We usually take our cue for the reaction to the Budget from the Gilt and foreign exchange markets. The equity market, especially the headline FTSE 100 Index, is much more beholden to influences beyond these shores today. Having said that, the proposed British ISA could be a shot in the arm for UK-listed companies. There has been a steady disinvestment by UK institutions and it would be good to see support from retail investors recognising some of the undoubted value, especially in the small and mid-cap areas of the market. Both the FTSE 250 and Small Cap Indices immediately gained around 1% on the announcement, outperforming the large-cap FTSE 100.
Gilt yields initially rose slightly on the news from the DMO, but ended up a touch lower after the speech, trading in line with global bonds. The pound was steadfastly unmoved by the event.

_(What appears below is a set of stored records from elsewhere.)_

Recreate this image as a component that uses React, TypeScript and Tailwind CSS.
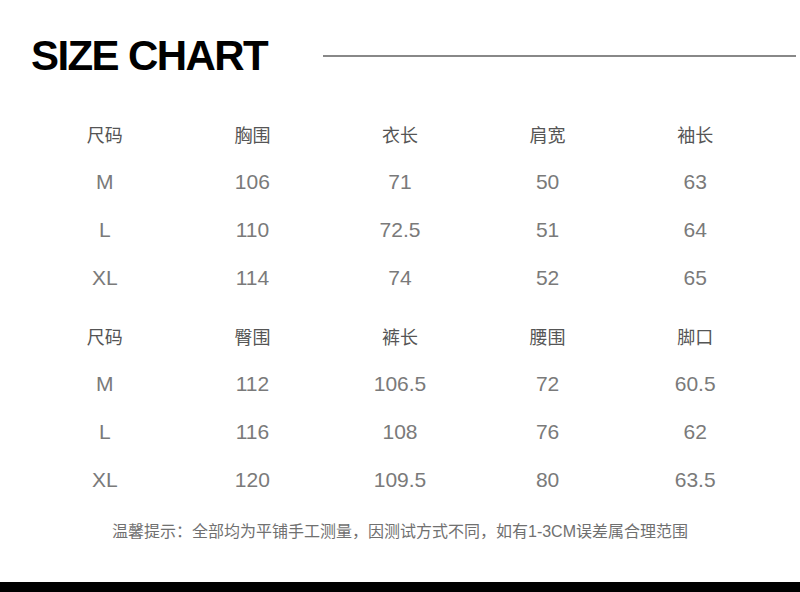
import React from 'react';

const tops = {
  head: ['尺码', '胸围', '衣长', '肩宽', '袖长'],
  rows: [
    ['M', '106', '71', '50', '63'],
    ['L', '110', '72.5', '51', '64'],
    ['XL', '114', '74', '52', '65'],
  ],
};

const pants = {
  head: ['尺码', '臀围', '裤长', '腰围', '脚口'],
  rows: [
    ['M', '112', '106.5', '72', '60.5'],
    ['L', '116', '108', '76', '62'],
    ['XL', '120', '109.5', '80', '63.5'],
  ],
};

const SizeTable: React.FC<{ head: string[]; rows: string[][] }> = ({ head, rows }) => (
  <div className="flex flex-col">
    <div className="grid grid-cols-5 h-[48px] items-center pt-[4px]">
      {head.map((h, i) => (
        <div key={i} className="text-center text-[18px] text-[#555]">
          {h}
        </div>
      ))}
    </div>
    {rows.map((r, i) => (
      <div key={i} className="grid grid-cols-5 h-[48px] items-center">
        {r.map((c, j) => (
          <div key={j} className="text-center text-[21px] text-[#7a7a7a]">
            {c}
          </div>
        ))}
      </div>
    ))}
  </div>
);

export default function App() {
  return (
    <div
      className="w-[800px] h-[592px] bg-white flex flex-col overflow-hidden"
      style={{ fontFamily: '"Liberation Sans", "Noto Sans CJK SC", sans-serif' }}
    >
      <div className="flex items-center h-[56px] mt-[28px] pl-[31px] pr-[4px] gap-[56px]">
        <h1 className="text-[42px] font-bold text-black leading-none tracking-[-1.6px]">
          SIZE CHART
        </h1>
        <div className="flex-1 h-[2px] bg-[#888]" />
      </div>

      <div className="px-[31px] mt-[26px]">
        <SizeTable head={tops.head} rows={tops.rows} />
        <div className="h-[10px]" />
        <SizeTable head={pants.head} rows={pants.rows} />
      </div>

      <p className="mt-[16px] text-center text-[16px] text-[#707070]">
        温馨提示：全部均为平铺手工测量，因测试方式不同，如有1-3CM误差属合理范围
      </p>

      <div className="mt-auto h-[10px] bg-black" />
    </div>
  );
}
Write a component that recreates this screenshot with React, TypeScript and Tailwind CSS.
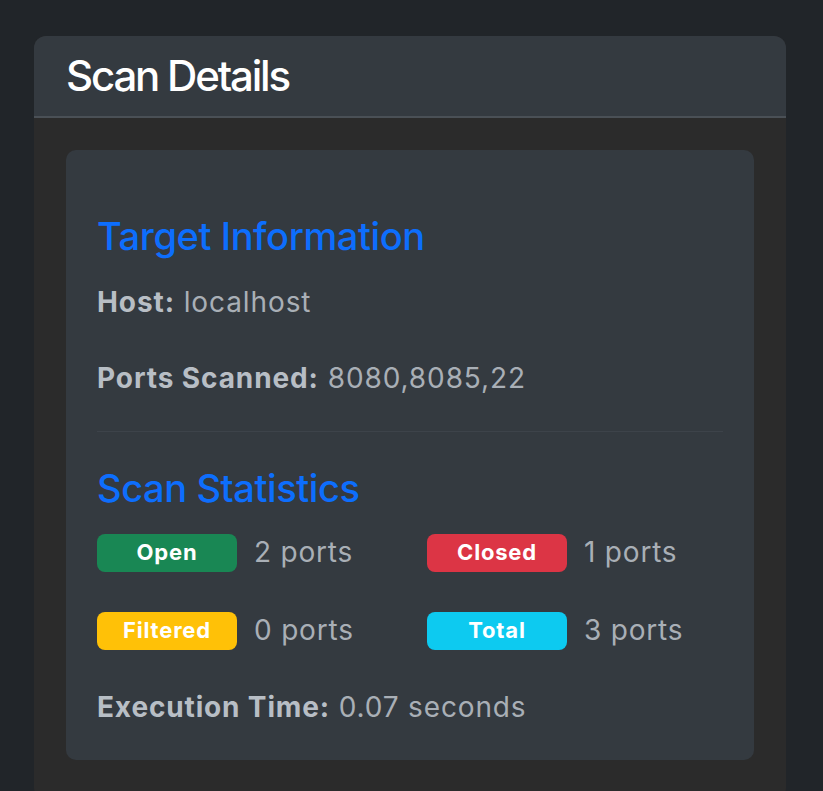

Overall, and much as we expected, Mr Hunt delivered as politically expedient a Budget as he was able to in the circumstances, although it does little to improve the longer-term fortunes of the economy. Whoever inherits the keys to 11 Downing Street following the General Election (with the odds firmly in favour of Labour’s Rachel Reeves), they will find themselves in a similar position. It would be unsurprising to see a shift towards greater wealth redistribution under a Labour government, although we would not expect markets to tolerate a “tax and spend” spree. Indeed, current OBR projections already build in planned tax increases during the next Parliament. With the election likely to be decided by marginal voters in the centre of the political spectrum, we do not expect Labour’s manifesto to be especially radical from a fiscal perspective.